With their lawn signs often next to one another, Sweeney and Torres reported several of the same donors, ranging from business owners and professionals, to retirees, to local conservative politicians like 5th District SLO County Supervisor Debbie Arnold and 4th District Santa Barbara Supervisor-elect Bob Nelson.
According to their disclosures, the two candidates have tapped the same political consulting firms to help run their campaigns—one of which, Pacific Coast Strategies, worked on the opposition to 2018's Measure G to ban fracking and new oil wells in SLO County.

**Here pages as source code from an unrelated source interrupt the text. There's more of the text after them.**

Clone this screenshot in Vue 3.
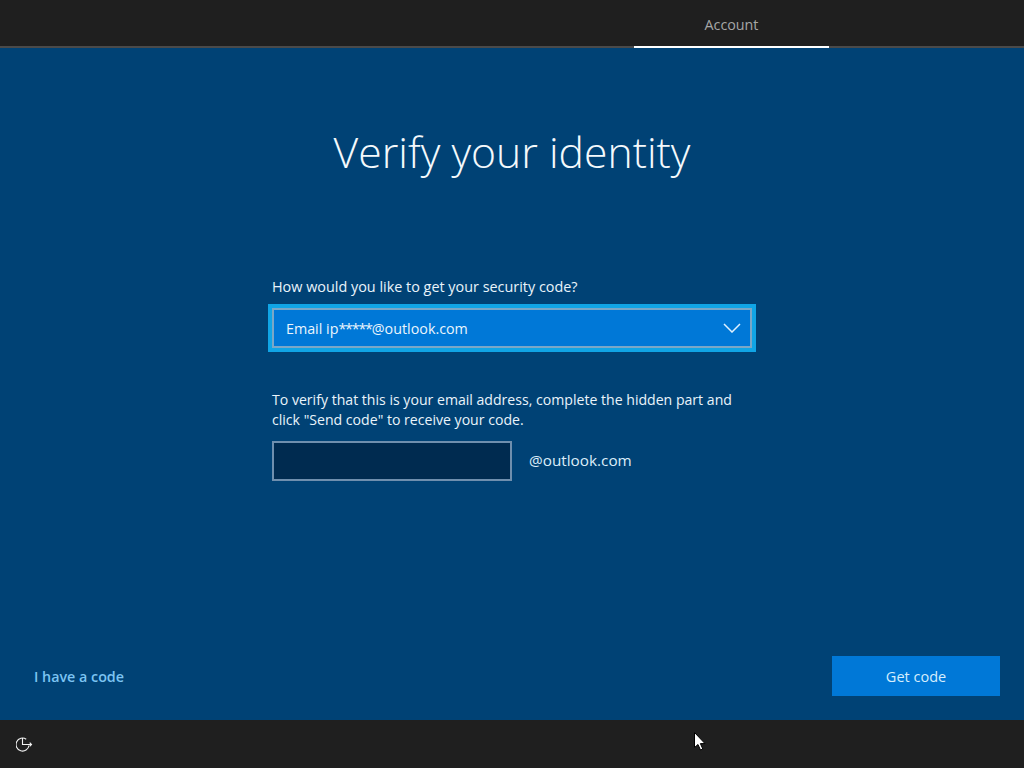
<script setup>
const title = 'Verify your identity'
</script>

<template>
  <div class="screen">
    <header class="topbar">
      <div class="tab">Account</div>
    </header>
    <main class="main">
      <h1 class="title">{{ title }}</h1>
      <section class="form">
        <label class="label">How would you like to get your security code?</label>
        <div class="select-ring">
          <div class="select">
            <span>Email ip<span class="stars">*****</span>@outlook.com</span>
            <svg class="chevron" width="18" height="10" viewBox="0 0 18 10">
              <path d="M1 1 L9 9 L17 1" fill="none" stroke="#dff1ff" stroke-width="1.5" />
            </svg>
          </div>
        </div>
        <p class="desc">To verify that this is your email address, complete the hidden part and<br />click "Send code" to receive your code.</p>
        <div class="email-row">
          <div class="input"></div>
          <span class="domain">@outlook.com</span>
        </div>
      </section>
      <div class="actions">
        <a class="link">I have a code</a>
        <button class="primary">Get code</button>
      </div>
    </main>
    <footer class="footer">
      <svg class="ease" width="17" height="16" viewBox="0 0 17 16">
        <path d="M10.2 2.2 A6.5 6.5 0 1 0 13 8.5" fill="none" stroke="#f2f2f2" stroke-width="1.1" />
        <path d="M6.5 1 V7.5 H15.5 M13.7 5.7 L15.5 7.5 L13.7 9.3" fill="none" stroke="#f2f2f2" stroke-width="1.1" />
      </svg>
    </footer>
    <svg class="cursor" width="12" height="19" viewBox="0 0 12 19">
      <path d="M0.5 0.5 V15.5 L4 12.5 L6.5 18 L8.8 17 L6.4 11.6 H11 Z" fill="#fff" stroke="#000" stroke-width="1" />
    </svg>
  </div>
</template>

<style>
html, body { margin: 0; background: #004275; }
</style>

<style scoped>
.screen {
  position: relative;
  width: 1024px;
  height: 768px;
  overflow: hidden;
  display: flex;
  flex-direction: column;
  font-family: "Open Sans", "Noto Sans", sans-serif;
  color: #eaf4fb;
  background: #004275;
}
.topbar {
  height: 46px;
  flex: none;
  background: #1f1f1f;
  border-bottom: 2px solid #4a4a4a;
  display: flex;
  padding-left: 634px;
}
.tab {
  width: 195px;
  height: 48px;
  box-sizing: border-box;
  border-bottom: 2px solid #fff;
  text-align: center;
  font-size: 14.3px;
  line-height: 50px;
  color: #a6a6a6;
}
.main {
  flex: 1;
  display: flex;
  flex-direction: column;
  min-height: 0;
}
.title {
  margin: 73px 0 0;
  text-align: center;
  font-weight: 300;
  font-size: 42.7px;
  line-height: 62px;
  color: #f4f9fc;
}
.form {
  margin: 94px 0 0 268px;
  width: 490px;
}
.label {
  display: block;
  margin-left: 4px;
  font-size: 14.4px;
  line-height: 20px;
}
.select-ring {
  margin-top: 7px;
  width: 488px;
  height: 48px;
  box-sizing: border-box;
  border: 4px solid #10a5e6;
  background: #0078d7;
}
.select {
  height: 100%;
  box-sizing: border-box;
  border: 2px solid #7aa7c7;
  background: #0078d7;
  padding: 0 9px 0 12px;
  display: flex;
  align-items: center;
  justify-content: space-between;
  font-size: 14.3px;
  color: #eaf5fd;
}
.stars {
  letter-spacing: -1.2px;
}
.chevron { display: block; }
.desc {
  margin: 38px 0 0 4px;
  font-size: 14.1px;
  line-height: 20px;
}
.email-row {
  margin: 11px 0 0 4px;
  display: flex;
  align-items: center;
  gap: 17px;
}
.input {
  width: 240px;
  height: 40px;
  box-sizing: border-box;
  border: 2px solid #6f8fae;
  background: #002b50;
}
.domain {
  font-size: 15.3px;
  padding-bottom: 2px;
  color: #dcedf9;
}
.actions {
  margin-top: auto;
  padding: 0 24px 24px 34px;
  display: flex;
  align-items: center;
  justify-content: space-between;
}
.link {
  font-size: 14.3px;
  font-weight: 600;
  color: #7cc4f2;
}
.primary {
  width: 168px;
  height: 40px;
  border: 0;
  padding: 0;
  background: #0078d7;
  color: #d6eefd;
  font: inherit;
  font-size: 14.5px;
}
.footer {
  height: 48px;
  flex: none;
  box-sizing: border-box;
  background: #1f1f1f;
  display: flex;
  align-items: center;
  padding: 2px 0 0 16px;
}
.cursor {
  position: absolute;
  left: 694px;
  top: 732px;
}
</style>
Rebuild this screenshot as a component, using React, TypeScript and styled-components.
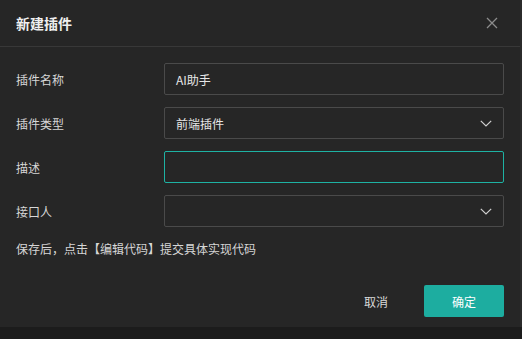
import React from "react";
import styled, { createGlobalStyle } from "styled-components";

const Global = createGlobalStyle`
  html, body { margin: 0; padding: 0; background: #1c1c1c; }
  body { font-family: "Noto Sans CJK SC", "Noto Sans", sans-serif; }
  * { box-sizing: border-box; }
`;

const Stage = styled.div`
  display: flex;
  width: 522px;
  height: 327px;
`;

const Dialog = styled.div`
  width: 520px;
  height: 327px;
  background: #262626;
  display: flex;
  flex-direction: column;
`;

const Strip = styled.div`
  width: 2px;
  background: #2b2b2b;
`;

const Header = styled.div`
  height: 47px;
  display: flex;
  align-items: center;
  justify-content: space-between;
  padding: 0 22px 1px 16px;
  border-bottom: 1px solid #383838;
`;

const Title = styled.div`
  font-size: 14px;
  font-weight: 700;
  color: #efefef;
`;

const Close = styled.button`
  border: 0;
  background: none;
  padding: 0;
  width: 12px;
  height: 12px;
  display: flex;
  cursor: pointer;
`;

const Body = styled.div`
  padding: 16px 16px 0 16px;
  display: flex;
  flex-direction: column;
  gap: 12px;
`;

const Row = styled.div`
  display: flex;
  align-items: center;
  height: 32px;
`;

const Label = styled.div`
  width: 148px;
  font-size: 12px;
  color: #d6d6d6;
`;

const Field = styled.div<{ $focused?: boolean }>`
  flex: 1;
  height: 32px;
  border: 1px solid ${(p) => (p.$focused ? "#1eb2a3" : "#4a4a4a")};
  border-radius: 2px;
  display: flex;
  align-items: center;
  justify-content: space-between;
  padding: 0 11px;
  font-size: 12px;
  color: #e6e6e6;
`;

const Hint = styled.div`
  margin-top: 0px;
  height: 20px;
  line-height: 20px;
  font-size: 12px;
  color: #d6d6d6;
`;

const Footer = styled.div`
  margin-top: auto;
  padding: 0 16px 10px;
  display: flex;
  justify-content: flex-end;
  gap: 8px;
`;

const Btn = styled.button<{ $primary?: boolean }>`
  width: 80px;
  height: 32px;
  border: 0;
  border-radius: 2px;
  font-family: inherit;
  font-size: 12px;
  color: ${(p) => (p.$primary ? "#ffffff" : "#d9d9d9")};
  background: ${(p) => (p.$primary ? "#1dada0" : "transparent")};
  cursor: pointer;
`;

const Chevron = () => (
  <svg width="12" height="7" viewBox="0 0 12 7" fill="none">
    <path d="M0.8 0.8 L6 6 L11.2 0.8" stroke="#d0d0d0" strokeWidth="1.2" />
  </svg>
);

export default function App() {
  return (
    <>
      <Global />
      <Stage>
        <Dialog>
          <Header>
            <Title>新建插件</Title>
            <Close aria-label="close">
              <svg width="12" height="12" viewBox="0 0 12 12">
                <path d="M1 1 L11 11 M11 1 L1 11" stroke="#8c8c8c" strokeWidth="1.3" />
              </svg>
            </Close>
          </Header>
          <Body>
            <Row>
              <Label>插件名称</Label>
              <Field>AI助手</Field>
            </Row>
            <Row>
              <Label>插件类型</Label>
              <Field>
                前端插件
                <Chevron />
              </Field>
            </Row>
            <Row>
              <Label>描述</Label>
              <Field $focused />
            </Row>
            <Row>
              <Label>接口人</Label>
              <Field>
                <span />
                <Chevron />
              </Field>
            </Row>
            <Hint>保存后，点击【编辑代码】提交具体实现代码</Hint>
          </Body>
          <Footer>
            <Btn>取消</Btn>
            <Btn $primary>确定</Btn>
          </Footer>
        </Dialog>
        <Strip />
      </Stage>
    </>
  );
}
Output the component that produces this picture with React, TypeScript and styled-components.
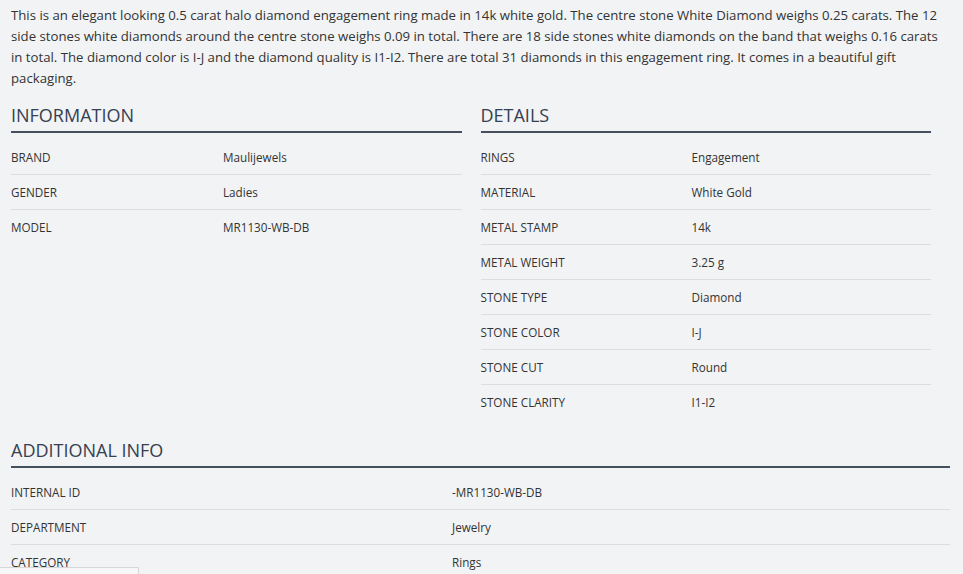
import styled, { createGlobalStyle } from "styled-components";

const GlobalStyle = createGlobalStyle`
  html, body {
    margin: 0;
    padding: 0;
    background: #f2f3f5;
  }
  body {
    font-family: "Open Sans", "Noto Sans", "Liberation Sans", sans-serif;
    color: #333333;
  }
`;

const Page = styled.div`
  padding: 5px 13px 0 11px;
  width: 939px;
`;

const Description = styled.p`
  margin: 0;
  font-size: 13.2px;
  line-height: 21px;
  color: #333333;
`;

const Columns = styled.div`
  display: grid;
  grid-template-columns: 1fr 1fr;
  margin-top: 14px;
`;

const Section = styled.section<{ $gapRight?: boolean }>`
  padding-right: ${(p) => (p.$gapRight ? "19px" : "0")};
`;

const Heading = styled.h2`
  margin: 0 0 6px;
  font-size: 18px;
  font-weight: 400;
  line-height: 24px;
  color: #354051;
  padding-bottom: 4px;
  border-bottom: 2px solid #454f5e;
`;

const Row = styled.div<{ $labelWidth: string }>`
  display: grid;
  grid-template-columns: ${(p) => p.$labelWidth} 1fr;
  box-sizing: border-box;
  height: 35px;
  align-items: center;
  font-size: 11.7px;
  color: #333333;

  & + & {
    border-top: 1px solid #dcdde2;
  }
`;

const Label = styled.span`
  text-transform: uppercase;
`;

const Value = styled.span``;

const Additional = styled.section`
  margin-top: 19px;
`;

// little tab peeking in at the bottom-left corner
const FloatingTab = styled.div`
  position: fixed;
  left: 0;
  bottom: 0;
  width: 138px;
  height: 6px;
  background: #f7f7f8;
  border-top: 1px solid #d6d7db;
  border-right: 1px solid #d6d7db;
`;

const information = [
  ["Brand", "Maulijewels"],
  ["Gender", "Ladies"],
  ["Model", "MR1130-WB-DB"],
];

const details = [
  ["Rings", "Engagement"],
  ["Material", "White Gold"],
  ["Metal Stamp", "14k"],
  ["Metal Weight", "3.25 g"],
  ["Stone Type", "Diamond"],
  ["Stone Color", "I-J"],
  ["Stone Cut", "Round"],
  ["Stone Clarity", "I1-I2"],
];

const additional = [
  ["Internal ID", "-MR1130-WB-DB"],
  ["Department", "Jewelry"],
  ["Category", "Rings"],
];

function App() {
  return (
    <>
      <GlobalStyle />
      <Page>
        <Description>
          This is an elegant looking 0.5 carat halo diamond engagement ring made in 14k white gold. The
          centre stone White Diamond weighs 0.25 carats. The 12 side stones white diamonds around the
          centre stone weighs 0.09 in total. There are 18 side stones white diamonds on the band that
          weighs 0.16 carats in total. The diamond color is I-J and the diamond quality is I1-I2. There
          are total 31 diamonds in this engagement ring. It comes in a beautiful gift packaging.
        </Description>

        <Columns>
          <Section $gapRight>
            <Heading>INFORMATION</Heading>
            {information.map(([label, value]) => (
              <Row key={label} $labelWidth="212px">
                <Label>{label}</Label>
                <Value>{value}</Value>
              </Row>
            ))}
          </Section>
          <Section $gapRight>
            <Heading>DETAILS</Heading>
            {details.map(([label, value]) => (
              <Row key={label} $labelWidth="211px">
                <Label>{label}</Label>
                <Value>{value}</Value>
              </Row>
            ))}
          </Section>
        </Columns>

        <Additional>
          <Heading>ADDITIONAL INFO</Heading>
          {additional.map(([label, value]) => (
            <Row key={label} $labelWidth="441px">
              <Label>{label}</Label>
              <Value>{value}</Value>
            </Row>
          ))}
        </Additional>
      </Page>
      <FloatingTab />
    </>
  );
}

export default App;
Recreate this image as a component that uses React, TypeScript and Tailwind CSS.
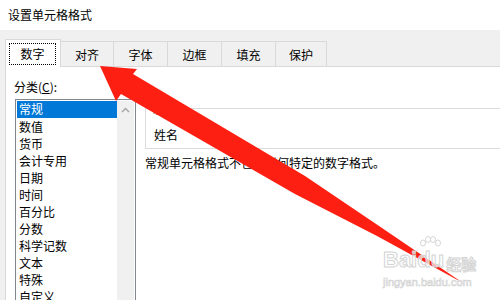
import React from "react";

const tabs = [
  { label: "数字", w: "w-[56px]" },
  { label: "对齐", w: "w-[53px]" },
  { label: "字体", w: "w-[54px]" },
  { label: "边框", w: "w-[54px]" },
  { label: "填充", w: "w-[54px]" },
  { label: "保护", w: "w-[51px]" },
];

const categories = [
  "常规",
  "数值",
  "货币",
  "会计专用",
  "日期",
  "时间",
  "百分比",
  "分数",
  "科学记数",
  "文本",
  "特殊",
  "自定义",
];

function Arrow() {
  return (
    <svg className="absolute inset-0 pointer-events-none" width="500" height="300" viewBox="0 0 500 300">
      <polygon
        fill="#fd1f12"
        points="100,66 137,69 133,74 305,176 382,228 463,283 377,236 295,194 121,94 116,101"
      />
    </svg>
  );
}

function Watermark() {
  return (
    <div className="absolute left-[383px] top-[236px] w-[95px] h-[60px] font-['Liberation_Sans',sans-serif] pointer-events-none">
      <svg className="absolute left-[36px] top-0" width="22" height="14" viewBox="0 0 22 14">
        <g fill="rgba(255,255,255,0.75)" stroke="#d6d6d6" strokeWidth="1">
          <ellipse cx="4" cy="7" rx="2.5" ry="3" />
          <ellipse cx="9" cy="3.5" rx="2.5" ry="3" />
          <ellipse cx="14" cy="3.5" rx="2.5" ry="3" />
          <ellipse cx="19" cy="7" rx="2.5" ry="3" />
        </g>
      </svg>
      <div className="absolute left-0 top-[10px] flex items-end h-[25px] text-[22px] font-bold leading-none text-white/70 [-webkit-text-stroke:1px_#d4d4d4]">
        <span>Baidu</span>
        <span className="ml-[2px] text-[15px] font-['Noto_Sans_CJK_SC',sans-serif] leading-none">经验</span>
      </div>
      <div className="absolute left-0 top-[41px] text-[11px] leading-none text-white/70 [-webkit-text-stroke:0.7px_#d4d4d4]">
        jingyan.baidu.com
      </div>
    </div>
  );
}

export default function App() {
  return (
    <div className="relative w-[500px] h-[300px] overflow-hidden bg-white font-['Noto_Sans_CJK_SC','Noto_Sans',sans-serif] text-[12px] text-black">
      <div className="h-[30px] pl-[8px] flex items-center">
        <span className="text-[12px] leading-none">设置单元格格式</span>
      </div>

      <div className="h-[270px] bg-[#f0f0f0] pl-[5px] pt-[9px] flex flex-col">
        <div className="flex items-end h-[27px]">
          {tabs.map((tab, i) =>
            i === 0 ? (
              <div
                key={tab.label}
                className={`${tab.w} h-[28px] -mb-px relative z-10 bg-white border-l border-t border-r border-[#d9d9d9] pt-[3px] pl-[3px] pr-[4px] pb-[2px]`}
              >
                <div className="h-full border border-dotted border-black flex items-center justify-center">
                  {tab.label}
                </div>
              </div>
            ) : (
              <div
                key={tab.label}
                className={`${tab.w} h-[25px] border-t border-r border-[#d9d9d9] bg-[#f0f0f0] flex items-center justify-center pt-[1px]`}
              >
                {tab.label}
              </div>
            )
          )}
        </div>

        <div className="flex-1 bg-white border-t border-l border-[#d9d9d9] flex">
          <div className="w-[139px] shrink-0 pl-[8px] pt-[12px]">
            <div className="h-[16px] leading-[16px]">
              分类(<span className="underline">C</span>):
            </div>
            <div className="ml-[1px] mt-[4px] w-[121px] h-[220px] border border-[#828790] flex p-px">
              <div className="flex-1 flex flex-col">
                {categories.map((c, i) => (
                  <div
                    key={c}
                    className={`h-[17px] leading-[16px] pl-[2px] ${
                      i === 0 ? "bg-[#0078d7] text-white h-[16px] mb-px" : ""
                    }`}
                  >
                    {c}
                  </div>
                ))}
              </div>
              <div className="w-[17px] bg-[#f0f0f0] flex justify-center pt-[6px]">
                <svg width="9" height="6" viewBox="0 0 9 6">
                  <path d="M1 5 L4.5 1.5 L8 5" fill="none" stroke="#a3a3a3" strokeWidth="1.4" />
                </svg>
              </div>
            </div>
          </div>

          <div className="flex-1 pt-[41px]">
            <div className="relative w-[380px] h-[41px] border border-[#dcdcdc] pl-[8px] pt-[18px]">
              <span className="absolute left-[5px] -top-[8px] bg-white px-[2px] leading-[16px]">示例</span>
              <div className="leading-[16px]">姓名</div>
            </div>
            <div className="mt-[6px] leading-[16px]">常规单元格格式不包含任何特定的数字格式。</div>
          </div>
        </div>
      </div>

      <Arrow />
      <Watermark />
    </div>
  );
}
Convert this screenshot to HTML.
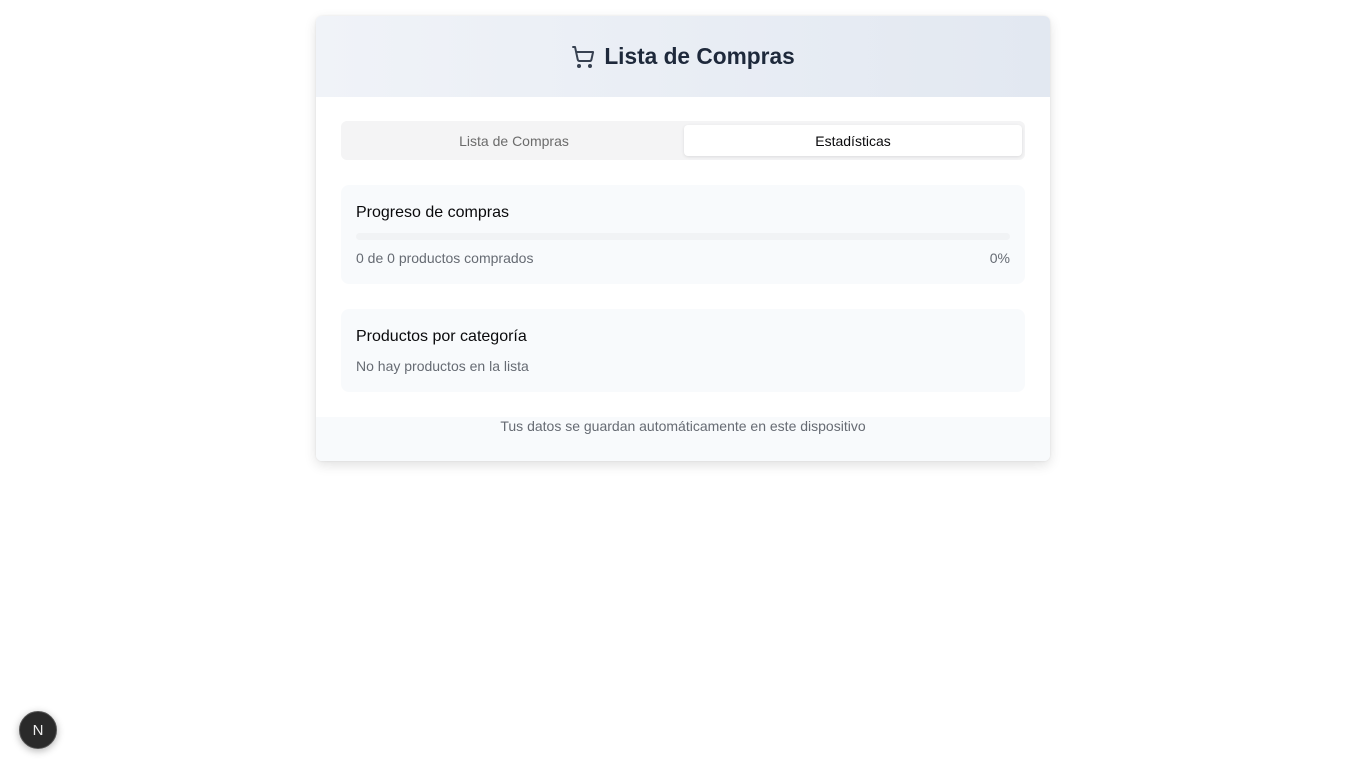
<!DOCTYPE html>
<html><head><meta charset="utf-8"><style>
*{box-sizing:border-box;margin:0;padding:0}
body{width:1366px;height:768px;background:#fff;font-family:"Liberation Sans",Arial,sans-serif;position:relative;overflow:hidden}
.card{position:absolute;left:316px;top:16px;width:734px;height:445px;border-radius:6px;background:#fff;box-shadow:0 4px 12px rgba(0,0,0,.12),0 0 2px rgba(0,0,0,.08);overflow:hidden}
.hdr{height:81px;background:linear-gradient(90deg,#f0f3f8,#e2e8f1);display:flex;align-items:center;justify-content:center;gap:9px}
.hdr h1{font-size:22.7px;font-weight:bold;color:#1e293b}
.tabs{position:absolute;left:25px;top:105px;width:684px;height:39px;background:#f4f4f5;border-radius:6px}
.tab{position:absolute;top:4px;height:31px;width:338px;display:flex;align-items:center;justify-content:center;font-size:14px;color:#6b6b6b}
.tab.on{left:343px;background:#fff;color:#09090b;border-radius:4px;box-shadow:0 1px 3px rgba(0,0,0,.1)}
.box{position:absolute;left:25px;width:684px;background:#f8fafc;border-radius:8px;padding:0 15px}
.t{font-size:16px;color:#09090b}
.s{font-size:14px;color:#666b73}
.foot{position:absolute;left:0;top:401px;width:734px;height:44px;background:#f8fafc;text-align:center;font-size:14px;color:#666b73;padding-top:1px}
.n{position:absolute;left:19px;top:711px;width:38px;height:38px;border-radius:50%;background:#2a2a2a;box-shadow:0 2px 8px rgba(0,0,0,.3);border:1px solid #555;color:#eee;font-size:15px;display:flex;align-items:center;justify-content:center}
</style></head><body>
<div class="card">
<div class="hdr"><svg width="24" height="24" viewBox="0 0 24 24" fill="none" stroke="#374151" stroke-width="2" stroke-linecap="round" stroke-linejoin="round"><circle cx="8" cy="21" r="1"/><circle cx="19" cy="21" r="1"/><path d="M2.05 2.05h2l2.66 12.42a2 2 0 0 0 2 1.58h9.78a2 2 0 0 0 1.95-1.57l1.65-7.43H5.12"/></svg><h1>Lista de Compras</h1></div>
<div class="tabs"><div class="tab" style="left:4px">Lista de Compras</div><div class="tab on">Estadísticas</div></div>
<div class="box" style="top:169px;height:99px">
<div class="t" style="position:absolute;top:19px">Progreso de compras</div>
<div style="position:absolute;left:15px;right:15px;top:48px;height:7px;border-radius:4px;background:#f1f3f5"></div>
<div class="s" style="position:absolute;top:65px;left:15px">0 de 0 productos comprados</div>
<div class="s" style="position:absolute;top:65px;right:15px">0%</div>
</div>
<div class="box" style="top:293px;height:83px">
<div class="t" style="position:absolute;top:19px">Productos por categoría</div>
<div class="s" style="position:absolute;top:49px">No hay productos en la lista</div>
</div>
<div class="foot">Tus datos se guardan automáticamente en este dispositivo</div>
</div>
<div class="n">N</div>
</body></html>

Mayor Harmon, the third highest fundraiser in the race, reported donations from business owners and professionals, retirees, teachers, local Democratic Party members, and liberal 2nd District SLO County Supervisor Bruce Gibson, among others.
The remaining candidates and their reported fundraising totals include: Jan Marx (former mayor) at $13,000; Andy Pease (incumbent councilmember) at $6,600; Kelly Evans (event coordinator) at $3,230; Sandra Marshall-Eminger (activist and publisher) at $2,350, and Erik Long (former political science professor) at $720.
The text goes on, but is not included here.